Experience a journey into the soul of island nations of the Pacific and Indian Oceans, meeting an ancient seafaring ancestry and confronting the impacts of the climate crisis. Combining music, spoken word and live cinema, the experience is framed in a theatrical narrative with panoramic visuals of the artists’ homelands.
Drawing on a roster of respected first nation artists, the concert features musicians performing irresistible oceanic grooves to soulful island ballads. Founded by Taiwanese producer and manager BaoBao Chen and Australian music producer and filmmaker Tim Cole in 2015, the two have been recording and filming with over a hundred musicians in nature across 16 island nations of the Pacific and Indian Oceans. The outcomes include two award-winning albums, a feature film, education programs, and a live concert that has toured around the world across four continents reaching over 200K+ live audiences since the world premiere at SXSW 2018.
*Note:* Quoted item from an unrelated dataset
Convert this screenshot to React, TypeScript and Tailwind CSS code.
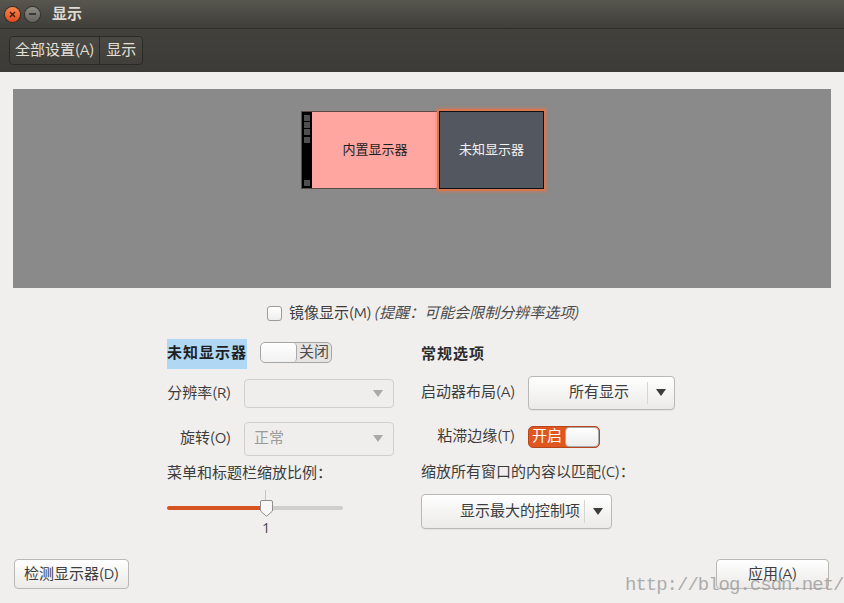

Small Island Big Song explores the cultural connections between the descendants of the seafarers of the Pacific and Indian Oceans through the Austronesian migration. Working with artists who have made a choice to maintain the cultural voice of their people, to sing in the language, and to play the instruments of their land. These unique lineages mixed with their diverse contemporary styles - roots-reggae, beats, grunge, RnB, folk & spoken-word, establishing a contemporary musical dialogue between cultures as far afield as Madagascar, Aotearoa (New Zealand), Taiwan, Mauritius, Marshall Islands, Papua New Guinea, Tahiti and Rapa Nui (Easter Island), creating "One coherent jaw-dropping piece" (Billboard). Music critic Tom Orr has noted in the RootsWorld review “….sounds like one very big, very happy family doing what they do best while helping get the word out on a most serious issue.”